• **Given exercise**: Which lines hold the word "styles"? Copy each one.

• **Recorded information**:
:::
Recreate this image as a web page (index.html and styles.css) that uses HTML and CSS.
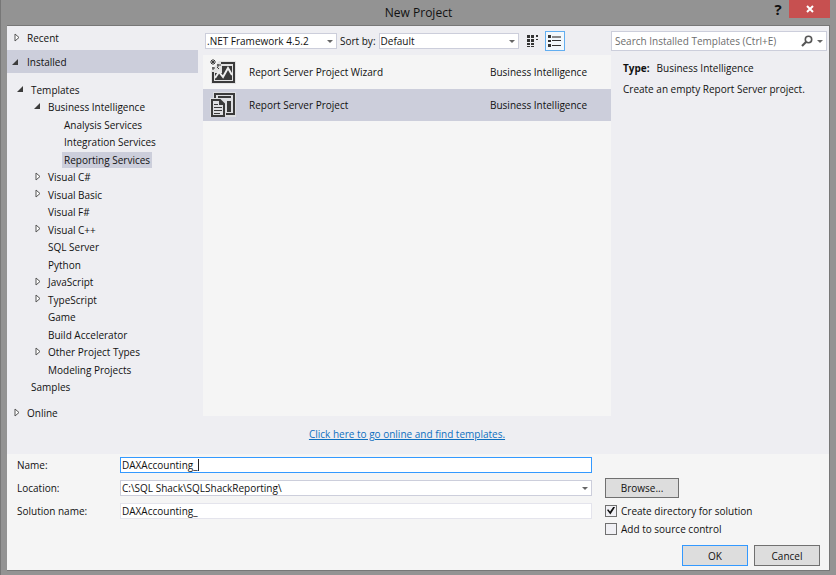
FILE: index.html
```html
<!DOCTYPE html>
<html lang="en">
<head>
<meta charset="utf-8">
<title>New Project</title>
<link rel="stylesheet" href="styles.css">
</head>
<body>
<svg class="defs" aria-hidden="true">
  <symbol id="closed" viewBox="0 0 6 9"><path d="M1 1v7l4-3.5z" fill="#fff" stroke="#555"/></symbol>
  <symbol id="open" viewBox="0 0 6 6"><path d="M6 0v6H0z" fill="#3c3c3c"/></symbol>
</svg>
<header class="titlebar">
  <h1>New Project</h1>
  <div class="window-buttons">
    <button class="help" type="button" aria-label="Help">?</button>
    <button class="close" type="button" aria-label="Close"><svg width="8" height="8" viewBox="0 0 8 8"><path d="M1 1l6 6M7 1L1 7" stroke="#fff" stroke-width="2"/></svg></button>
  </div>
</header>
<form class="dialog">
  <div class="upper">
    <nav class="sidebar">
      <div class="group"><svg class="closed"><use href="#closed"/></svg>Recent</div>
      <div class="group current"><svg class="open"><use href="#open"/></svg>Installed</div>
      <ul class="tree">
        <li class="l1"><svg class="open"><use href="#open"/></svg><span>Templates</span></li>
        <li class="l2"><svg class="open"><use href="#open"/></svg><span>Business Intelligence</span></li>
        <li class="l3"><span>Analysis Services</span></li>
        <li class="l3"><span>Integration Services</span></li>
        <li class="l3"><span class="picked">Reporting Services</span></li>
        <li class="l2"><svg class="closed"><use href="#closed"/></svg><span>Visual C#</span></li>
        <li class="l2"><svg class="closed"><use href="#closed"/></svg><span>Visual Basic</span></li>
        <li class="l2"><span>Visual F#</span></li>
        <li class="l2"><svg class="closed"><use href="#closed"/></svg><span>Visual C++</span></li>
        <li class="l2"><span>SQL Server</span></li>
        <li class="l2"><span>Python</span></li>
        <li class="l2"><svg class="closed"><use href="#closed"/></svg><span>JavaScript</span></li>
        <li class="l2"><svg class="closed"><use href="#closed"/></svg><span>TypeScript</span></li>
        <li class="l2"><span>Game</span></li>
        <li class="l2"><span>Build Accelerator</span></li>
        <li class="l2"><svg class="closed"><use href="#closed"/></svg><span>Other Project Types</span></li>
        <li class="l2"><span>Modeling Projects</span></li>
        <li class="l1"><span>Samples</span></li>
      </ul>
      <div class="group"><svg class="closed"><use href="#closed"/></svg>Online</div>
    </nav>
    <main class="center">
      <div class="toolbar">
        <span class="combo framework"><select aria-label="Framework"><option>.NET Framework 4.5.2</option></select></span>
        <label for="sort">Sort by:</label>
        <span class="combo sort"><select id="sort"><option>Default</option></select></span>
        <button class="view" type="button" aria-label="Small icons">
          <svg width="12" height="14" viewBox="0 0 12 14" fill="#333"><path d="M0 1h3v3H0zM4 1h3v3H4zM0 5h3v3H0zM4 5h3v3H4zM0 9h3v2H0zM4 9h3v2H4zM0 12h3v1H0zM4 12h3v1H4zM9 1h2v2H9zM9 5h2v1H9z"/></svg>
        </button>
        <button class="view active" type="button" aria-label="Medium icons">
          <svg width="14" height="14" viewBox="0 0 14 14" fill="#333"><path d="M0 1h3v3H0zM0 6h3v2H0zM0 10h3v3H0zM4 6h9v1H4zM4 11h9v1H4z"/><path d="M4 2h9v2H4z" fill="#888"/></svg>
        </button>
      </div>
      <ul class="templates">
        <li>
          <svg width="26" height="26" viewBox="0 0 26 26">
            <path d="M9 2h17v23H1V12z" fill="#e2e2e2"/>
            <path d="M11 4h13v19H3V13" fill="none" stroke="#3a3a3a" stroke-width="2"/>
            <path d="M12 7h10v14H5v-7h7z" fill="#3a3a3a"/>
            <path d="M5 19l4-6 4 5 5-9 4 7" fill="none" stroke="#eee" stroke-width="2"/>
            <path d="M3 0v6M0 3h6M1 1l4 4M5 1L1 5M8 5v3M7 6h4M3 8v3M2 9h3M7 8l2 2" stroke="#3a3a3a"/>
          </svg>
          <span class="name">Report Server Project Wizard</span><span class="type">Business Intelligence</span>
        </li>
        <li class="selected">
          <svg width="26" height="26" viewBox="0 0 26 26">
            <path d="M3 0h23v25H0V6h3z" fill="#dedfe2"/>
            <path d="M5 6V2h19v20h-8" fill="none" stroke="#3a3a3a" stroke-width="2"/>
            <path d="M8 4h13v2H8zM17 9h4v11h-4z" fill="#3a3a3a"/>
            <path d="M2 8h8l4 4v12H2z" fill="#dedfe2" stroke="#3a3a3a" stroke-width="2"/>
            <path d="M9 7v6h6z" fill="#3a3a3a"/>
            <path d="M4 12.500h4M4 15.500h8M4 18.500h8M4 21.500h6" stroke="#3a3a3a"/>
          </svg>
          <span class="name">Report Server Project</span><span class="type">Business Intelligence</span>
        </li>
      </ul>
      <p class="online"><a href="#">Click here to go online and find templates.</a></p>
    </main>
    <aside class="details">
      <div class="search">
        <input type="search" placeholder="Search Installed Templates (Ctrl+E)" aria-label="Search Installed Templates">
        <svg width="12" height="12" viewBox="0 0 12 12" fill="none" stroke="#555"><circle cx="7.500" cy="4.500" r="3.200" stroke-width="1.600"/><path d="M5 7L1 11" stroke-width="2.200"/></svg>
        <i class="arrow"></i>
      </div>
      <p><b>Type:</b>Business Intelligence</p>
      <p>Create an empty Report Server project.</p>
    </aside>
  </div>
  <div class="lower">
    <label for="name">Name:</label>
    <span class="field"><input id="name" class="focused" type="text" value="DAXAccounting_"><i class="caret"></i></span>
    <span></span>
    <label for="location">Location:</label>
    <span class="combo"><select id="location"><option>C:\SQL Shack\SQLShackReporting\</option></select></span>
    <button class="push browse" type="button">Browse...</button>
    <label for="solution">Solution name:</label>
    <span class="field"><input id="solution" type="text" value="DAXAccounting_"></span>
    <label class="check"><input type="checkbox" checked>Create directory for solution</label>
    <label class="check source"><input type="checkbox">Add to source control</label>
    <div class="actions">
      <button class="push default" type="submit">OK</button>
      <button class="push" type="button">Cancel</button>
    </div>
  </div>
</form>
</body>
</html>
```
FILE: styles.css
```css
* { box-sizing: border-box; }
body {
  margin: 0;
  min-height: 100vh;
  padding: 0 6px 4px;
  display: flex;
  flex-direction: column;
  background: #939393;
  border-left: 1px solid #777;
  color: #111;
  font: 10px/16px "Open Sans", "Noto Sans", sans-serif;
}
.defs { position: absolute; width: 0; height: 0; }
ul, p, h1 { margin: 0; padding: 0; list-style: none; }
button, input, select { font: inherit; color: inherit; margin: 0; }
button { padding: 0; border: 0; background: none; }

.titlebar {
  display: grid;
  grid-template-columns: 1fr auto 1fr;
  height: 25px;
}
h1 { grid-column: 2; font-size: 12px; font-weight: 400; line-height: 26px; }
.window-buttons { display: flex; justify-content: flex-end; align-items: flex-start; }
.help { width: 22px; font: bold 15px/19px "Open Sans", sans-serif; }
.close { display: grid; place-items: center; width: 41px; height: 18px; background: #c75050; }

.dialog {
  flex: 1;
  display: flex;
  flex-direction: column;
  background: #f5f5f5;
  border: 1px solid #777;
  border-width: 1px 1px 1px 0;
}
.upper {
  flex: 1;
  display: grid;
  grid-template-columns: 196px 1fr 218px;
  background: #eeeef2;
}

.sidebar { display: flex; flex-direction: column; padding-bottom: 30px; }
.group { display: flex; align-items: center; height: 23px; margin-right: 5px; padding-left: 7px; }
.group:first-child { margin-bottom: 1px; }
.group svg { margin-right: 7px; }
.current { background: #cccedb; padding-left: 5px; }
.current svg { margin-right: 9px; }
.closed { flex: none; width: 6px; height: 9px; }
.open { flex: none; width: 6px; height: 6px; }
.tree { flex: 1; display: flex; flex-direction: column; padding: 8px 0 5px; }
.tree li { flex: 1; display: flex; align-items: center; }
.tree svg { margin: 0 6px 2px -12px; }
.tree .closed { margin: 0 5px 2px -11px; }
.l1 { padding-left: 22px; }
.l2 { padding-left: 39px; }
.l3 { padding-left: 55px; }
.tree span { padding: 0 2px; }
.picked { background: #cccedb; }

.center { display: flex; flex-direction: column; }
.toolbar { display: flex; align-items: center; height: 29px; padding-left: 2px; }
.toolbar label { margin: 0 3px; }
.combo { position: relative; display: flex; }
.combo::after, .arrow {
  border: 3px solid transparent;
  border-top-color: #666;
  border-bottom: 0;
}
.combo::after {
  content: "";
  position: absolute;
  right: 4px;
  top: 50%;
  margin-top: -1px;
  pointer-events: none;
}
select, .field input {
  appearance: none;
  width: 100%;
  height: 16px;
  padding: 0 1px;
  border: 1px solid #cccedb;
  border-radius: 0;
  outline: 0;
  background: #fff;
  line-height: 14px;
}
.framework { width: 132px; }
.sort { width: 140px; margin-right: 5px; }
.view { display: grid; place-items: center; width: 18px; height: 20px; margin-right: 3px; }
.active { width: 20px; border: 1px solid #62aef0; background: #f3f8fc; }
.templates { flex: 1; background: #f5f5f5; }
.templates li { display: flex; align-items: center; height: 34px; padding-left: 7px; }
.templates .selected { height: 32px; background: #cccedb; }
.name { flex: 1; margin-left: 13px; }
.type { width: 121px; }
.online { height: 38px; line-height: 36px; text-align: center; }
.online a { color: #0e70c0; }

.search {
  display: flex;
  align-items: center;
  height: 20px;
  margin: 5px 2px 9px 0;
  padding: 0 3px;
  border: 1px solid #cccedb;
  background: #fff;
}
.search input { flex: 1; min-width: 0; padding: 0; border: 0; background: none; }
.search input::placeholder { color: #6d6d6d; opacity: 1; }
.arrow { margin-left: 4px; }
.details p { padding-left: 12px; margin-bottom: 5px; }
.details b { margin-right: 7px; }

.lower {
  display: grid;
  grid-template-columns: 93px 1fr 215px;
  column-gap: 10px;
  grid-template-rows: 22px 24px 21px 16px auto;
  align-items: center;
  padding: 0 9px 4px 10px;
}
.lower > .combo, .field { margin-right: 3px; }
.field { position: relative; display: flex; }
.field input { border-color: #e4e4ec; }
.field .focused { border-color: #3399ff; }
.caret { position: absolute; left: 78px; top: 2px; width: 1px; height: 12px; background: #222; }
.push { width: 66px; height: 21px; border: 1px solid #707070; background: #ddd; }
.browse { width: 74px; height: 20px; }
.default { border-color: #3399ff; }
.check { display: flex; align-items: center; gap: 4px; }
.check input {
  appearance: none;
  display: grid;
  place-items: center;
  width: 12px;
  height: 12px;
  border: 1px solid #707070;
  background: #f0f0f4;
}
.check input:checked::before {
  content: "";
  width: 8px;
  height: 8px;
  background: #111;
  clip-path: polygon(0 45%, 15% 35%, 38% 62%, 82% 0, 100% 10%, 42% 100%);
}
.source { grid-column: 3; }
.actions { grid-column: 1 / -1; display: flex; justify-content: flex-end; gap: 6px; padding-top: 8px; }
```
:::
• **Solution for this exercise**:
Recreate this image as a web page (index.html and styles.css) that uses HTML and CSS.
<link rel="stylesheet" href="styles.css">
FILE: styles.css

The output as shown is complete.